Telecommunications analysts such as Paul Budde have interpreted comments by Communications Minister Malcolm Turnbull over the past several months that the Government was open to different NBN rollout models as the Minister having given NBN Co “the opportunity to save the current NBN”.
“Do not waste your time being party to a re-writing of the FTTP business case using nonsensical assumptions aimed to prove a pre-determined outcome,” Quigley said last night, according to speech notes seen by Delimiter. “That will only further politicise the project and ultimately delay you.”

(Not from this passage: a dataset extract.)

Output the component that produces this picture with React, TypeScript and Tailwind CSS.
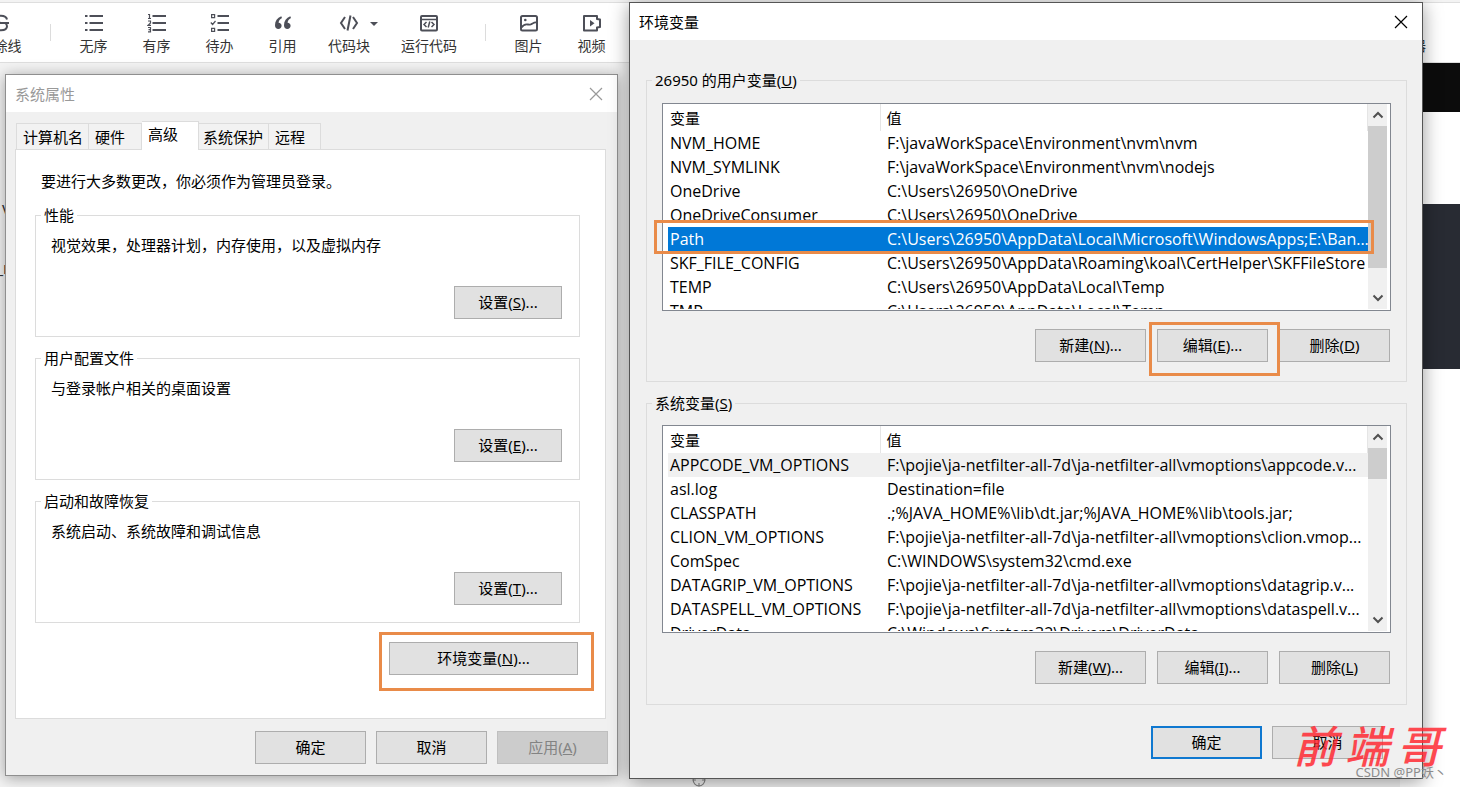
import type { ReactNode } from "react";
import clsx from "clsx";
import { Crosshair } from "lucide-react";

interface Variable {
	name: string;
	value: string;
}

const userVariables: Variable[] = [
	{ name: "NVM_HOME", value: "F:\\javaWorkSpace\\Environment\\nvm\\nvm" },
	{ name: "NVM_SYMLINK", value: "F:\\javaWorkSpace\\Environment\\nvm\\nodejs" },
	{ name: "OneDrive", value: "C:\\Users\\26950\\OneDrive" },
	{ name: "OneDriveConsumer", value: "C:\\Users\\26950\\OneDrive" },
	{
		name: "Path",
		value: "C:\\Users\\26950\\AppData\\Local\\Microsoft\\WindowsApps;E:\\Ban...",
	},
	{
		name: "SKF_FILE_CONFIG",
		value: "C:\\Users\\26950\\AppData\\Roaming\\koal\\CertHelper\\SKFFileStore",
	},
	{ name: "TEMP", value: "C:\\Users\\26950\\AppData\\Local\\Temp" },
	{ name: "TMP", value: "C:\\Users\\26950\\AppData\\Local\\Temp" },
];

const systemVariables: Variable[] = [
	{
		name: "APPCODE_VM_OPTIONS",
		value: "F:\\pojie\\ja-netfilter-all-7d\\ja-netfilter-all\\vmoptions\\appcode.v...",
	},
	{ name: "asl.log", value: "Destination=file" },
	{ name: "CLASSPATH", value: ".;%JAVA_HOME%\\lib\\dt.jar;%JAVA_HOME%\\lib\\tools.jar;" },
	{
		name: "CLION_VM_OPTIONS",
		value: "F:\\pojie\\ja-netfilter-all-7d\\ja-netfilter-all\\vmoptions\\clion.vmop...",
	},
	{ name: "ComSpec", value: "C:\\WINDOWS\\system32\\cmd.exe" },
	{
		name: "DATAGRIP_VM_OPTIONS",
		value: "F:\\pojie\\ja-netfilter-all-7d\\ja-netfilter-all\\vmoptions\\datagrip.v...",
	},
	{
		name: "DATASPELL_VM_OPTIONS",
		value: "F:\\pojie\\ja-netfilter-all-7d\\ja-netfilter-all\\vmoptions\\dataspell.v...",
	},
	{ name: "DriverData", value: "C:\\Windows\\System32\\Drivers\\DriverData" },
];

/* ---------- editor toolbar ---------- */

function Icon({ children }: { children: ReactNode }) {
	return (
		<svg
			width="20"
			height="20"
			viewBox="0 0 20 20"
			fill="none"
			stroke="currentColor"
			strokeWidth="2"
			aria-hidden="true"
		>
			{children}
		</svg>
	);
}

const icons = {
	strike: (
		<Icon>
			<path d="M16 6.5C15.5 4 13 2.8 10 2.8 6.500 2.8 4.500 4.300 4.500 6.500c0 2 2 3 5.500 3.500M4 13.500c.5 2.500 3 3.700 6 3.700 3.500 0 6-1.500 6-4 0-1.500-.8-2.500-2-3.200M2 10h16" />
		</Icon>
	),
	unordered: (
		<Icon>
			<path d="M5.500 3H19M5.500 10H19M5.500 17H19" />
			<path d="M1 3h2.500M1 10h2.500M1 17h2.500" />
		</Icon>
	),
	ordered: (
		<Icon>
			<path d="M5.500 3H19M5.500 10H19M5.500 17H19" />
			<path
				strokeWidth="1.200"
				d="M1 1.500h1.500v4M1 5.500h3M1 8h2.500v2L1 12.300h3M1 14.500h2.500v4.300H1M1.500 16.600h2"
			/>
		</Icon>
	),
	todo: (
		<Icon>
			<path d="M7.500 3H19M7.500 10H19M7.500 17H19" />
			<path strokeWidth="1.200" d="M1.600 1.600h3v3h-3zM.8 9.500l1.800 2L5.500 8M1.600 15.400h3v3h-3z" />
		</Icon>
	),
	quote: (
		<Icon>
			<path
				fill="currentColor"
				stroke="none"
				d="M8.300 3.200C4.200 5 2 8 2 12.200 2 14.800 3.500 16 5.300 16c1.900 0 3.300-1.300 3.300-3.200 0-1.800-1.200-3-3-3.100.2-1.900 1.200-3.300 3.400-4.600zM17.300 3.200C13.200 5 11 8 11 12.200c0 2.600 1.500 3.800 3.300 3.800 1.900 0 3.300-1.300 3.300-3.200 0-1.800-1.200-3-3-3.100.2-1.900 1.200-3.300 3.400-4.600z"
			/>
		</Icon>
	),
	code: (
		<Icon>
			<path d="M6 4L2 10l4 6M14 4l4 6-4 6M11.500 2.500l-3 15" />
		</Icon>
	),
	run: (
		<Icon>
			<rect x="2" y="3" width="16" height="14.500" rx="1" />
			<path strokeWidth="1.500" d="M2 6.500h16M7.500 9L5 11.500 7.500 14M12.500 9l2.500 2.500-2.500 2.500M10.800 8.500l-1.600 6" />
		</Icon>
	),
	image: (
		<Icon>
			<rect x="2" y="3" width="16" height="14.500" rx="1.500" />
			<path strokeWidth="1.800" d="M2.500 14.500C6 9 9 12.500 11.500 11.500S15 9 17.500 9.500" />
			<circle cx="6.300" cy="7" r="1.300" fill="currentColor" stroke="none" />
		</Icon>
	),
	video: (
		<Icon>
			<path d="M2 3h13v3l3 .5v7.500l-3 .5v3H2z" strokeLinejoin="round" />
			<path d="M8 7v6.500l4.500-3.250z" fill="currentColor" stroke="none" />
		</Icon>
	),
};

interface ToolProps {
	label: string;
	icon?: ReactNode;
	caret?: boolean;
	className?: string;
}

function Tool({ label, icon, caret, className = "w-[63px]" }: ToolProps) {
	return (
		<button
			type="button"
			className={clsx("relative flex shrink-0 flex-col items-center gap-[3px] pt-[3px] text-[#4d4f58]", className)}
		>
			<span className="h-5">{icon}</span>
			<span className="text-sm leading-5 whitespace-nowrap text-[#333]">{label}</span>
			{caret && (
				<svg className="absolute top-3 right-1.5" width="8" height="4" viewBox="0 0 8 4" aria-hidden="true">
					<path d="M0 0h8L4 4z" fill="currentColor" />
				</svg>
			)}
		</button>
	);
}

function Divider() {
	return <span className="mx-[11px] h-[17px] w-px shrink-0 bg-[#dcdcdc]" />;
}

function Editor() {
	return (
		<div className="flex h-full flex-col bg-[#f3f3f3]">
			<div className="mt-0.5 flex h-[61px] shrink-0 items-center justify-between border-y border-[#dedede] bg-white">
				<div className="-ml-[38px] flex items-center">
					<Tool label="删除线" icon={icons.strike} className="w-[77px]" />
					<Divider />
					<Tool label="无序" icon={icons.unordered} />
					<Tool label="有序" icon={icons.ordered} />
					<Tool label="待办" icon={icons.todo} />
					<Tool label="引用" icon={icons.quote} />
					<Tool label="代码块" icon={icons.code} caret className="w-[70px]" />
					<Tool label="运行代码" icon={icons.run} className="w-[90px]" />
					<Divider />
					<Tool label="图片" icon={icons.image} />
					<Tool label="视频" icon={icons.video} />
				</div>
				<Tool label="编辑器" className="mr-[34px] w-[42px]" />
			</div>
			<div className="flex min-h-0 flex-1">
				<div className="flex flex-1 flex-col justify-between pt-[133px] text-base text-[#333]">
					<div className="flex flex-col gap-9">
						<p className="pl-0.5 leading-6">v</p>
						<p className="-ml-1 leading-6">_r</p>
					</div>
					<Crosshair className="ml-[692px] text-[#888]" size={14} />
				</div>
				<div className="flex w-[60px] flex-col bg-white">
					<div className="h-[49px] bg-[#0c0c0c]" />
					<div className="mt-[92px] h-[165px] bg-[#282b33]" />
				</div>
			</div>
		</div>
	);
}

/* ---------- dialog parts ---------- */

interface DialogButtonProps {
	label: string;
	accessKey?: string;
	more?: boolean;
	primary?: boolean;
	disabled?: boolean;
	className?: string;
}

function DialogButton({ label, accessKey, more, primary, disabled, className = "w-[111px]" }: DialogButtonProps) {
	return (
		<button
			type="button"
			disabled={disabled}
			className={clsx(
				"h-[33px] pb-0.5 leading-5 whitespace-nowrap",
				primary ? "border-2 border-[#0f78d0]" : "border",
				disabled ? "border-[#bfbfbf] bg-[#ccc] text-[#838383]" : "bg-[#e1e1e1]",
				!primary && !disabled && "border-[#adadad]",
				className,
			)}
		>
			{label}
			{accessKey && (
				<>
					(<u>{accessKey}</u>)
				</>
			)}
			{more && "..."}
		</button>
	);
}

// orange marker frame, drawn over the control it points at
function Marker({ className }: { className: string }) {
	return <span className={clsx("pointer-events-none absolute z-10 border-3 border-[#e98b49]", className)} />;
}

function TitleBar({ title, inactive }: { title: string; inactive?: boolean }) {
	return (
		<div
			className={clsx(
				"flex h-[37px] items-center justify-between bg-white pr-[14px] pl-[9px]",
				inactive && "text-[#999]",
			)}
		>
			<h2 className="leading-5">{title}</h2>
			<button type="button" aria-label="关闭">
				<svg width="14" height="14" viewBox="0 0 14 14" stroke="currentColor" strokeWidth="1.200" aria-hidden="true">
					<path d="M1 1l12 12M13 1L1 13" />
				</svg>
			</button>
		</div>
	);
}

function Group({ legend, children }: { legend: ReactNode; children: ReactNode }) {
	return (
		<fieldset className="min-w-0 border border-[#dcdcdc]">
			<legend className="ml-[5px] px-[3px] leading-5">{legend}</legend>
			{children}
		</fieldset>
	);
}

function SettingGroup({ title, text, accessKey }: { title: string; text: string; accessKey: string }) {
	return (
		<Group legend={title}>
			<div className="flex flex-col pt-2.5 pr-[17px] pb-[17px] pl-[15px]">
				<p className="leading-5">{text}</p>
				<DialogButton label="设置" accessKey={accessKey} more className="mt-[31px] w-[108px] self-end" />
			</div>
		</Group>
	);
}

/* ---------- system properties ---------- */

const tabs = [
	{ label: "计算机名", size: "w-[73px] border-l pl-1.5" },
	{ label: "硬件", size: "w-[53px] pl-1.5" },
	{ label: "高级", size: "w-[57px] pl-1.5" },
	{ label: "系统保护", size: "w-[70px] pl-1" },
	{ label: "远程", size: "w-[52px] pl-1.5" },
];

function SystemProperties() {
	return (
		<section className="absolute top-[74px] left-[5px] w-[613px] border border-[#8f8f8f] bg-[#f0f0f0] shadow-[0_2px_14px_rgba(0,0,0,0.35)]">
			<TitleBar title="系统属性" inactive />
			<div className="pt-[9px] pr-[11px] pl-[9px]">
				<div role="tablist" className="flex items-end pl-px">
					{tabs.map((tab) => {
						const selected = tab.label === "高级";
						return (
							<button
								key={tab.label}
								type="button"
								role="tab"
								aria-selected={selected}
								className={clsx(
									"border-t border-r border-[#dcdcdc] text-left leading-5 whitespace-nowrap",
									tab.size,
									selected ? "relative -mb-px h-[29px] bg-white pb-1" : "h-[26px] bg-[#f2f2f2]",
								)}
							>
								{tab.label}
							</button>
						);
					})}
				</div>
				<div className="flex flex-col gap-[11px] border border-[#dcdcdc] bg-white pt-[21px] pr-[25px] pb-[43px] pl-[19px]">
					<p className="mb-[3px] pl-1.5 leading-5">要进行大多数更改，你必须作为管理员登录。</p>
					<SettingGroup title="性能" text="视觉效果，处理器计划，内存使用，以及虚拟内存" accessKey="S" />
					<SettingGroup title="用户配置文件" text="与登录帐户相关的桌面设置" accessKey="E" />
					<SettingGroup title="启动和故障恢复" text="系统启动、系统故障和调试信息" accessKey="T" />
					<div className="relative mt-2 mr-0.5 flex self-end">
						<DialogButton label="环境变量" accessKey="N" more className="w-[189px]" />
						<Marker className="-top-2.5 -right-4 -bottom-4 -left-2.5" />
					</div>
				</div>
			</div>
			<div className="flex justify-end gap-2.5 pt-3 pr-[9px] pb-[11px]">
				<DialogButton label="确定" />
				<DialogButton label="取消" />
				<DialogButton label="应用" accessKey="A" disabled />
			</div>
		</section>
	);
}

/* ---------- environment variables ---------- */

interface VariableListProps {
	variables: Variable[];
	selected?: string;
	hovered?: string;
	thumb: string;
}

function VariableList({ variables, selected, hovered, thumb }: VariableListProps) {
	return (
		<div className="relative">
			<div className="flex h-[208px] overflow-hidden border border-[#828790] bg-white pr-[3px] pb-px">
				<div className="min-w-0 flex-1 overflow-hidden pl-[5px]">
					<table className="w-full table-fixed border-collapse text-left whitespace-nowrap">
						<thead>
							<tr className="h-[27px]">
								<th className="w-[212px] border-r border-[#e5e5e5] p-0 pl-0.5 leading-5 font-normal">变量</th>
								<th className="border-r border-[#e5e5e5] p-0 pl-1.5 leading-5 font-normal">值</th>
							</tr>
						</thead>
						<tbody className="font-['Open_Sans',sans-serif] text-base">
							{variables.map((v) => (
								<tr
									key={v.name}
									className={clsx(
										"h-6",
										v.name === selected && "bg-[#0078d7] text-white",
										v.name === hovered && "bg-[#f0f0f0]",
									)}
								>
									<td className="p-0 pl-0.5 leading-5">{v.name}</td>
									<td className="p-0 pl-[7px] leading-5">{v.value}</td>
								</tr>
							))}
						</tbody>
					</table>
				</div>
				<div className="flex w-[19px] flex-col items-center bg-[#f0f0f0] text-[#505050]">
					<svg className="my-[6px] shrink-0" width="12" height="10" viewBox="0 0 12 10" fill="none" aria-hidden="true">
						<path d="M1.500 7.500L6 3l4.500 4.500" stroke="currentColor" strokeWidth="2" />
					</svg>
					<div className={clsx("w-full bg-[#cdcdcd]", thumb)} />
					<svg className="mt-auto mb-[6px] shrink-0" width="12" height="10" viewBox="0 0 12 10" fill="none" aria-hidden="true">
						<path d="M1.500 2.500L6 7l4.500-4.500" stroke="currentColor" strokeWidth="2" />
					</svg>
				</div>
			</div>
			{selected && <Marker className="top-[117px] right-[17px] -left-2 h-[34px]" />}
		</div>
	);
}

function EnvironmentVariables() {
	return (
		<section className="absolute top-0.5 left-[629px] w-[794px] border border-[#555] bg-[#f0f0f0] shadow-[0_3px_18px_rgba(0,0,0,0.4)]">
			<TitleBar title="环境变量" />
			<div className="flex flex-col gap-[11px] pt-[30px] pr-[15px] pl-4">
				<Group
					legend={
						<>
							26950 的用户变量(<u>U</u>)
						</>
					}
				>
					<div className="pt-[13px] pr-[15px] pb-[19px] pl-[15px]">
						<VariableList variables={userVariables} selected="Path" thumb="h-[142px]" />
						<div className="mt-[18px] flex justify-end gap-[11px] pr-px">
							<DialogButton label="新建" accessKey="N" more />
							<div className="relative flex">
								<DialogButton label="编辑" accessKey="E" more />
								<Marker className="-top-[7px] -right-3 -bottom-3.5 -left-2" />
							</div>
							<DialogButton label="删除" accessKey="D" />
						</div>
					</div>
				</Group>
				<Group
					legend={
						<>
							系统变量(<u>S</u>)
						</>
					}
				>
					<div className="px-[15px] pt-3 pb-5">
						<VariableList variables={systemVariables} hovered="APPCODE_VM_OPTIONS" thumb="h-[31px]" />
						<div className="mt-[18px] flex justify-end gap-[11px] pr-px">
							<DialogButton label="新建" accessKey="W" more />
							<DialogButton label="编辑" accessKey="I" more />
							<DialogButton label="删除" accessKey="L" />
						</div>
					</div>
				</Group>
			</div>
			<div className="flex justify-end gap-2.5 pt-[21px] pr-[39px] pb-[19px]">
				<DialogButton label="确定" primary />
				<DialogButton label="取消" />
			</div>
		</section>
	);
}

function Watermark() {
	return (
		<div className="pointer-events-none absolute right-[13px] bottom-[7px] flex flex-col items-end">
			<div className="flex gap-2 pr-1.5 text-[44px] leading-[52px] font-medium text-[#ff2a33]/85 italic">
				<span>前</span>
				<span>端</span>
				<span>哥</span>
			</div>
			<span className="-mt-2 text-[13px] leading-4 text-[#8c8c8c]">CSDN @PP妖丶</span>
		</div>
	);
}

export default function App() {
	return (
		<main className="relative h-screen min-h-[780px] w-full overflow-hidden font-['Noto_Sans','Noto_Sans_CJK_SC',sans-serif] text-[15px] text-black">
			<Editor />
			<SystemProperties />
			<EnvironmentVariables />
			<Watermark />
		</main>
	);
}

“Even though I live in the middle of Sydney, my current peak speed on my ADSL2+ service is about 8Mbps. An increase to 25Mbps by 2016 and to 50 Mbps by 2019 would be an improvement. So, like many other Australians, I do hope that NBN Co, under its new management, can make that happen for me.”
I wholeheartedly agree with Mike Quigley here. Australian politicians and the technology industry has spent most of the past decade tearing each other apart on what the right rollout model is for the NBN, and the project has become increasingly politicised around this issue. But what is important — as countries such as the UK are showing — is not necessarily what rollout model is the correct one. After all, both have been successful internationally, and FTTN can ultimately be upgraded to FTTP down the track.
What is important is that everyone involved with the NBN is pulling in the same direction to make the project as a whole move forward with speed. Quigley’s point — and it’s a point I strongly agree with — is that NBN Co’s staff must focus on implementing the policy which the Government has decided on, even if they personally disagree with it. It’s a very valid point, and one I encourage everyone involved in this process to take on board.
Personally, I am very much over the FTTN versus FTTP debate. I just want the NBN project as a whole to pick up a head of steam. Like Quigley, I personally will be very happy to be receiving broadband speeds of 50Mbps by 2019, as I suspect most Australians will be. We can have a national debate after that point about FTTP upgrades. But right now, what’s important is getting this job done.